City creates "special fund" to take us to a happy place
Wouldn’t life be so nice if we could all produce a “special fund” to create the illusion that our problems have disappeared? Take us to a “happy place” where we don’t have to worry about what might be lurking around the corner?
Last year’s recommended budget projected $54.9 million in recurring revenue and this year’s is $53.6 million, a difference of $1.3 million. But don’t worry, according to the City Manager we will still end up with a 13.8% ending fund balance. Or will we?
How do they maintain FY16’s projected 13.8%? By moving the 911 Communications cost of $1.645 million to a “special fund”, and dividing the ending balance by a lower “Total Expenditures” number. In a recent article by the Observer, a City representative was quoted stating “The city is required to report the utility as an ‘enterprise fund,’ meaning the city has to show the full cost of the operation to give a true picture of its real costs, which in turn helps the city set rates at the proper level to recover those costs,” “Leaving out these charges would distort the true cost of operating the utility.”
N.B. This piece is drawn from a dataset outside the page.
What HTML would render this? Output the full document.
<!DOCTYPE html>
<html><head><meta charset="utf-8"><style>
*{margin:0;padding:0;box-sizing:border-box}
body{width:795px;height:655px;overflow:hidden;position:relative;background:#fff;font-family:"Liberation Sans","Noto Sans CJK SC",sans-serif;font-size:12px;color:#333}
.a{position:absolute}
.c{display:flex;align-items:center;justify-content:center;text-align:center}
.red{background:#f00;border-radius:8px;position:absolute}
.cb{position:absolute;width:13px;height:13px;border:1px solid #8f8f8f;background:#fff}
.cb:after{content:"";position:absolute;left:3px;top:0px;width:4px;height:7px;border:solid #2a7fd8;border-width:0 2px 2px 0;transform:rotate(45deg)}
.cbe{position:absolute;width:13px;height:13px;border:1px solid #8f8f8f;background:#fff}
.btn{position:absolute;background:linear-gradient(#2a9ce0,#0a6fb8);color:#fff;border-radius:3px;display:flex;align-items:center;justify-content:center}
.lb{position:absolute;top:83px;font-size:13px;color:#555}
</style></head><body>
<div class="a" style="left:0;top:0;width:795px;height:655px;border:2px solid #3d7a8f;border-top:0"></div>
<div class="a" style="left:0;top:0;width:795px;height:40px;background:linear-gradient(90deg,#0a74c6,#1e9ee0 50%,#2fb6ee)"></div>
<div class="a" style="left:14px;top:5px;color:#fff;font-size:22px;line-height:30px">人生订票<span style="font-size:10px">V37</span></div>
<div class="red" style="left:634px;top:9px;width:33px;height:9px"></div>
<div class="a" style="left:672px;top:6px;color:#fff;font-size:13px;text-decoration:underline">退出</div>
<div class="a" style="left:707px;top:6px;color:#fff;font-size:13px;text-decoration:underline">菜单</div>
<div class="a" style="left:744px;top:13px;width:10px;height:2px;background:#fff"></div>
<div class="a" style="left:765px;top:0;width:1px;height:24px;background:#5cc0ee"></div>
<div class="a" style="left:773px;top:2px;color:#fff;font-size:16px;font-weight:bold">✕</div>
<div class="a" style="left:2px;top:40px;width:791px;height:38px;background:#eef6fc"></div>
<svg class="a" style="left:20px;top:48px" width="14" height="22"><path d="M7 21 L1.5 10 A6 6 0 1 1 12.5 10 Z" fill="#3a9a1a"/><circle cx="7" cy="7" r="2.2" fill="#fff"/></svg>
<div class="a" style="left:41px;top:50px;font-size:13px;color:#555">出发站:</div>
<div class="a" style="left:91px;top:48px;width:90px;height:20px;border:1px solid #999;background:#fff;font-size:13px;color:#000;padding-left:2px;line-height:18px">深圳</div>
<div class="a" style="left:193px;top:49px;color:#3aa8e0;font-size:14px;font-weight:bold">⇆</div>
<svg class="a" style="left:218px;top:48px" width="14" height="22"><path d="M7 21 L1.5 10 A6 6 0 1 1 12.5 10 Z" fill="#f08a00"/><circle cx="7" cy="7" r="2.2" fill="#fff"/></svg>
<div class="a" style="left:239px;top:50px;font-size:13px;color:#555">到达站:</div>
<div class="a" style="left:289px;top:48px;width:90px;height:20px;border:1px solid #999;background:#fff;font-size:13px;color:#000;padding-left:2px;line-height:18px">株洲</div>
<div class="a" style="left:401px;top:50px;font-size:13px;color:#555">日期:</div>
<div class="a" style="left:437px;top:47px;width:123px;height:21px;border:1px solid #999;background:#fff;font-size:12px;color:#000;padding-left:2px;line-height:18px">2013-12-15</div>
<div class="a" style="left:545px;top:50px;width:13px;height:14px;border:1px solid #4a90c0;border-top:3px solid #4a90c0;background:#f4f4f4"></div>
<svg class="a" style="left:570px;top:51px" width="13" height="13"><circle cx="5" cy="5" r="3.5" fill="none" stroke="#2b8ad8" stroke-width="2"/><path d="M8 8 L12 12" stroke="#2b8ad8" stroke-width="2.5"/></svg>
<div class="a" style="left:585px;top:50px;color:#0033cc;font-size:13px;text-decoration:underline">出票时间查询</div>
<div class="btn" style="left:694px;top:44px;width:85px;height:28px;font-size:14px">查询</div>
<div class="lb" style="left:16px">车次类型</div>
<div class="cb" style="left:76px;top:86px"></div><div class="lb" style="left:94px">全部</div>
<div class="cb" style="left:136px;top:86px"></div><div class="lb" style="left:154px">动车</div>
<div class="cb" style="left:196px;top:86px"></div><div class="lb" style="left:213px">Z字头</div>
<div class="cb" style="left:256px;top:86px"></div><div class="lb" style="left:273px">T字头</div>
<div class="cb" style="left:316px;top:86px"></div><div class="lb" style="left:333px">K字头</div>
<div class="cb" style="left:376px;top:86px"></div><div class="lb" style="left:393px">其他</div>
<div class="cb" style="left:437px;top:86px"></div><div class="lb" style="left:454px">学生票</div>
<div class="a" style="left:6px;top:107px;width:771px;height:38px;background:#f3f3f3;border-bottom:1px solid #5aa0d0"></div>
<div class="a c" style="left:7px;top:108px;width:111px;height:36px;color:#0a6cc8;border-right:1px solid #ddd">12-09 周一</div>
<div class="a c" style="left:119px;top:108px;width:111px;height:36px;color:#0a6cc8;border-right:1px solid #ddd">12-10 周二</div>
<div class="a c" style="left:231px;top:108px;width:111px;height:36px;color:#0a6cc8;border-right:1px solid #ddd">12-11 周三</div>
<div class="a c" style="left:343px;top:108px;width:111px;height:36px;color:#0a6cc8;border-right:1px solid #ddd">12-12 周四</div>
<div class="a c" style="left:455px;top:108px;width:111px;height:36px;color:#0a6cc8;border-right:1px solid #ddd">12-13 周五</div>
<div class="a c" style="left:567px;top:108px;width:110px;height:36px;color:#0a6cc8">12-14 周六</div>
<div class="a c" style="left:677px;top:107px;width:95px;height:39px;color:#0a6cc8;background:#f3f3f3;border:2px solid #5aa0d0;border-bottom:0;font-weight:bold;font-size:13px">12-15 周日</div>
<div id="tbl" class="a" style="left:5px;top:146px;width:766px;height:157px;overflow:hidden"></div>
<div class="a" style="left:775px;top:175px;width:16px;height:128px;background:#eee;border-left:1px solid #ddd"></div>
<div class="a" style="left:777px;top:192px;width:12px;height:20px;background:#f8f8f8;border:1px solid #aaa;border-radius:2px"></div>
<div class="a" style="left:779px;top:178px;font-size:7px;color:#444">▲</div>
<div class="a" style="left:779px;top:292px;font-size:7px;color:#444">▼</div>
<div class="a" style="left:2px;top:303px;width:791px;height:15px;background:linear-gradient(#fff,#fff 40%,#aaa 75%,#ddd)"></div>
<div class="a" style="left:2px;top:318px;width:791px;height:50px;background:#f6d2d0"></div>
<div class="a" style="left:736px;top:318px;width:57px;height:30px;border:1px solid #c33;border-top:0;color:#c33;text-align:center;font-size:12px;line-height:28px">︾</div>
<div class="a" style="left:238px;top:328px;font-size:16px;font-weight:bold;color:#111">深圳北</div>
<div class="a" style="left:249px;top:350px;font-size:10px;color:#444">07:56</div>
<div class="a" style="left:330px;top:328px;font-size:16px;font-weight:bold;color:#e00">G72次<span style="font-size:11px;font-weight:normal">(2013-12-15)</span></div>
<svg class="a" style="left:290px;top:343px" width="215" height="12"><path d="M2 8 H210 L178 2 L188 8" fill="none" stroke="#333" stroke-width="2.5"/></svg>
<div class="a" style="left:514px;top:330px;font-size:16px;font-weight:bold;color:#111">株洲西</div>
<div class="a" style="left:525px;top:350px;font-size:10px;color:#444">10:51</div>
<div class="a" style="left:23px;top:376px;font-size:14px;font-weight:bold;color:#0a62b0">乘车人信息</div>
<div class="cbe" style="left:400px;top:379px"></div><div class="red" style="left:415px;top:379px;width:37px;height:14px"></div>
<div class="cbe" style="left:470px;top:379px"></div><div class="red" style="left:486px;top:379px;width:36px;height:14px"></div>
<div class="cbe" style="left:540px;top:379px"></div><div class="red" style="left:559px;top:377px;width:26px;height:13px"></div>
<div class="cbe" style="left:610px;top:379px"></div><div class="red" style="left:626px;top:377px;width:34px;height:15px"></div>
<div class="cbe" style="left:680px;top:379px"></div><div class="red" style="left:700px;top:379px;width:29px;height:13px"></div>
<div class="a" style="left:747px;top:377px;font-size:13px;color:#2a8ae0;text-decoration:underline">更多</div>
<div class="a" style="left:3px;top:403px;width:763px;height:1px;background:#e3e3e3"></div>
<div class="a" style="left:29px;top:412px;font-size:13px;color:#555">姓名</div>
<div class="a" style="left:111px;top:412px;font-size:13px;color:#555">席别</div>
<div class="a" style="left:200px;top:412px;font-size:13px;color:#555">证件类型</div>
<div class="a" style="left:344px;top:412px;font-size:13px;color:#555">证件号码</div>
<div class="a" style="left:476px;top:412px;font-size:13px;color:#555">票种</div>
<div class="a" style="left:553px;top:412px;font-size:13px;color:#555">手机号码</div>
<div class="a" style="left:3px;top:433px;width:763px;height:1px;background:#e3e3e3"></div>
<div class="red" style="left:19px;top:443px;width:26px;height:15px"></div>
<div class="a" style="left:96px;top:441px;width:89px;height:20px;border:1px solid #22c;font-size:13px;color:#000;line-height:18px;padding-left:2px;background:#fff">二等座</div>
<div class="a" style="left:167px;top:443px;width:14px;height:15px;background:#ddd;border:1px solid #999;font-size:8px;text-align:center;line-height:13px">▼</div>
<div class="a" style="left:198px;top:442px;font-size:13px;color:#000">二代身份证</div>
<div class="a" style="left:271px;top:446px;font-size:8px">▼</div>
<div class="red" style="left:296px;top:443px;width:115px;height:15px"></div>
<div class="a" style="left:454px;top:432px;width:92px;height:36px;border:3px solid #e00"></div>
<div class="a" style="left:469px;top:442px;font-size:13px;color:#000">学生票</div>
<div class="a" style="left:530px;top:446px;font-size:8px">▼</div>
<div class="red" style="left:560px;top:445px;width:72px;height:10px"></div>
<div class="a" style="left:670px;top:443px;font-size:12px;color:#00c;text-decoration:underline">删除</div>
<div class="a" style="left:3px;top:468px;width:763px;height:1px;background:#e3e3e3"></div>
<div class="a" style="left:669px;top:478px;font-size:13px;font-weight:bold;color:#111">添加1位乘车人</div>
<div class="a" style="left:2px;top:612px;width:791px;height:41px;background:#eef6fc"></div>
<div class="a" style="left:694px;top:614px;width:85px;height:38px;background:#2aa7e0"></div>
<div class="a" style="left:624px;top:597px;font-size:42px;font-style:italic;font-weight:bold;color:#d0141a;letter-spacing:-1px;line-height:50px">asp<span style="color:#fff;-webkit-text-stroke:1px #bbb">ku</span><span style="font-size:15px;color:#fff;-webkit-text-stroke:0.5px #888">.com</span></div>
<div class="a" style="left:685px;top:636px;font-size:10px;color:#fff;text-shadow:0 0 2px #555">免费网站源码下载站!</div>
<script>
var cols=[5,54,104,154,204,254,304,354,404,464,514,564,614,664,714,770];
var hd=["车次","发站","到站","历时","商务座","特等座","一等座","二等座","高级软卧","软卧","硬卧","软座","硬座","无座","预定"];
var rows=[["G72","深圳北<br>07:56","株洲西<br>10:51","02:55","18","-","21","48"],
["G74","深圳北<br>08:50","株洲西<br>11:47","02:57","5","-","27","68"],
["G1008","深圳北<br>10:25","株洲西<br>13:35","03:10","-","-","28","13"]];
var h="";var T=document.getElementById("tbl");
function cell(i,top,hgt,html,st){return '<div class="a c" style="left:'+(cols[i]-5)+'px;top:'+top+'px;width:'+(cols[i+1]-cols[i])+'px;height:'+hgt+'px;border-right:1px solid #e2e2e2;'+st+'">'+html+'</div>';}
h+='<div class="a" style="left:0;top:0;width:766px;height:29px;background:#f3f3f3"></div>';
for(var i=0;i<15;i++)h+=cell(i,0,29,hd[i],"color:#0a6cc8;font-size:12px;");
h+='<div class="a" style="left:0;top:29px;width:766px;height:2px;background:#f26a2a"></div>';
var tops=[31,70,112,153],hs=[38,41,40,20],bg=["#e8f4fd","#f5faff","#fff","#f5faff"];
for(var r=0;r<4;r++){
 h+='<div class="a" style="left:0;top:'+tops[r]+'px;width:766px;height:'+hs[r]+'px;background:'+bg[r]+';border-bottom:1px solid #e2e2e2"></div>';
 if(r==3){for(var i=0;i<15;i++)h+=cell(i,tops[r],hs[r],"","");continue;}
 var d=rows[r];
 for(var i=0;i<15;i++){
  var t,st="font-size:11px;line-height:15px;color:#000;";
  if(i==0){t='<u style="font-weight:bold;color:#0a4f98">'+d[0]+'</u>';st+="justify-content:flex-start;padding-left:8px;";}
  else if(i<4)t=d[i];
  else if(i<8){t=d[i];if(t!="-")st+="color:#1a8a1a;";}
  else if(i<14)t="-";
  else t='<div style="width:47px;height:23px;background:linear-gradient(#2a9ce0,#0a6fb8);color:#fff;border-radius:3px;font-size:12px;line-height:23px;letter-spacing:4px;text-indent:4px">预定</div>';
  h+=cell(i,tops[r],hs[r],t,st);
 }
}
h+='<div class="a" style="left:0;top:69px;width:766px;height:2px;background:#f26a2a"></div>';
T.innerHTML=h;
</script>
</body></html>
I have to wonder if moving the 911 communications cost to a special fund, changes the “true cost” of expenditures. It does not portray an accurate representation of the city’s total expenditures for the general fund. Will this ensure a clean audit or possibly hurt interest rates? According to Finance Director Dan Olsen, if the city didn’t follow the standards (Utility Enterprise Fund), it wouldn’t receive a clean audit, which would hurt its bond rating.
Of more concern is what happens to FY17’s projected 11.1% when you consider the optimistic 5.6% GRT growth and the “special fund” accounting. What would the total expenditures or new percentages be if the payroll, materials and services were added back in? Total Expenditures for FY16 would be $53.8 million, leaving a 13.4% ending fund balance. Further, FY17 would be $55.6 million or 10.77%.
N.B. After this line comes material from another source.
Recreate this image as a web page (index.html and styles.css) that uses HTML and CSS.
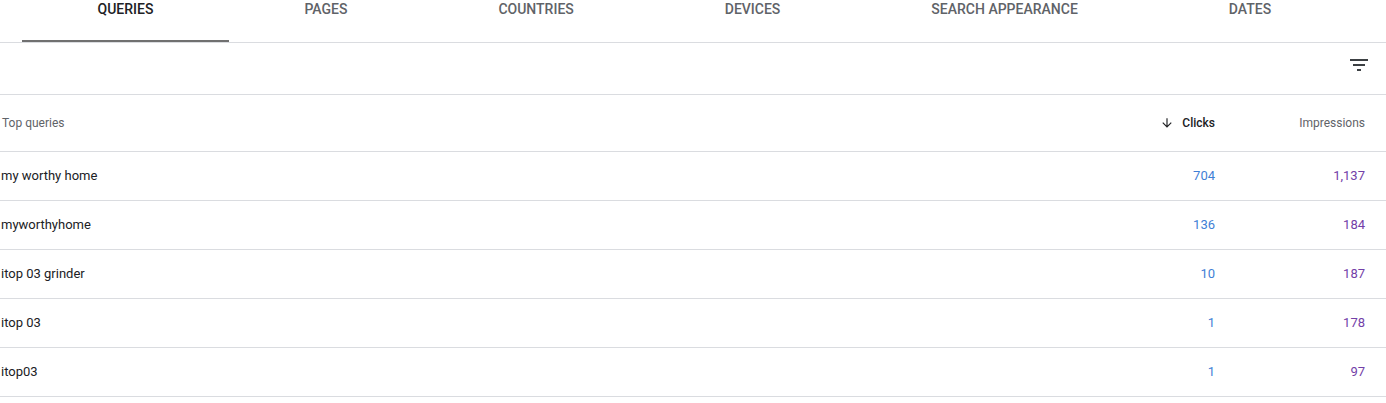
FILE: index.html
```html
<!DOCTYPE html>
<html>
<head>
<meta charset="utf-8">
<link rel="stylesheet" href="styles.css">
</head>
<body>
<div class="tabs">
  <div class="tab active">Queries</div>
  <div class="tab">Pages</div>
  <div class="tab">Countries</div>
  <div class="tab">Devices</div>
  <div class="tab">Search appearance</div>
  <div class="tab">Dates</div>
</div>
<div class="toolbar">
  <svg class="filter" width="24" height="24" viewBox="0 0 24 24"><path d="M10 18h4v-2h-4v2zM3 6v2h18V6H3zm3 7h12v-2H6v2z" fill="#3c4043"/></svg>
</div>
<div class="table">
  <div class="row head">
    <div class="cell name">Top queries</div>
    <div class="cell num sorted"><svg width="14" height="14" viewBox="0 0 24 24"><path d="M20 12l-1.41-1.41L13 16.17V4h-2v12.17l-5.58-5.59L4 12l8 8 8-8z" fill="#202124"/></svg>Clicks</div>
    <div class="cell num">Impressions</div>
  </div>
  <div class="row"><div class="cell name">my worthy home</div><div class="cell num clicks">704</div><div class="cell num impr">1,137</div></div>
  <div class="row"><div class="cell name">myworthyhome</div><div class="cell num clicks">136</div><div class="cell num impr">184</div></div>
  <div class="row"><div class="cell name">itop 03 grinder</div><div class="cell num clicks">10</div><div class="cell num impr">187</div></div>
  <div class="row"><div class="cell name">itop 03</div><div class="cell num clicks">1</div><div class="cell num impr">178</div></div>
  <div class="row"><div class="cell name">itop03</div><div class="cell num clicks">1</div><div class="cell num impr">97</div></div>
</div>
</body>
</html>
```
FILE: styles.css
```css
* { box-sizing: border-box; }
body {
  margin: 0;
  font-family: Roboto, "Liberation Sans", Arial, sans-serif;
  color: #202124;
  background: #fff;
}
.tabs {
  display: flex;
  padding-left: 22px;
  border-bottom: 1px solid #dadce0;
}
.tab {
  height: 42px;
  padding: 0 75.5px;
  line-height: 19px;
  font-size: 14px;
  font-weight: 500;
  text-transform: uppercase;
  color: #5f6368;
  white-space: nowrap;
  border-bottom: 2px solid transparent;
}
.tab.active {
  color: #202124;
  border-bottom-color: #707070;
}
.toolbar {
  height: 52px;
  display: flex;
  justify-content: flex-end;
  align-items: flex-start;
  padding: 10px 15px 0 0;
  border-bottom: 1px solid #dadce0;
}
.row {
  display: grid;
  grid-template-columns: 1fr 150px 150px;
  align-items: center;
  height: 49px;
  padding: 0 21px 2px 1px;
  border-bottom: 1px solid #dadce0;
  font-size: 13px;
}
.row.head {
  height: 57px;
  font-size: 12px;
  color: #5f6368;
  padding: 0 21px 0 2px;
}
.num { text-align: right; }
.sorted {
  color: #202124;
  font-weight: 500;
  display: flex;
  justify-content: flex-end;
  align-items: center;
  gap: 8px;
}
.sorted svg { display: block; }
.clicks { color: #3f7fd6; }
.impr { color: #7340a8; }
```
The City Manager’s recommended budget has the answer: It includes the option of imposing a 3/8% sales tax increase; 1/8% sales tax increase would generate approximately $1.1 million this fiscal year. For roads, a road bond could be added, increasing your property tax of course.
The trend is clear, according to the proposed budget, this year’s adjusted ending balance is projected to be $8.78 million, decreasing to $7.21 million in the coming year, and dropping to $5.99 million next year.
It looks like a lesson was not learned from the FY15 budget. One-time revenue saves the day again in the form of $1,837,943 in GRT taxes from large developments that were encouraged by the impact fee moratorium (second tower of Presbyterian, La Vida LLena Retirement Center, and Plaza at Enchanted Hills). Because of these, we have a projected $7.2 million end fund balance. As Mayor Hull said during the Governing Body meeting, we had a feeding frenzy on permits during the moratorium.
Since the moratorium ended we have been in a famine, which translates into a lack of one-time GRT taxes next year. RECURRING REVENUE FOR RECURRING EXPENDITURES!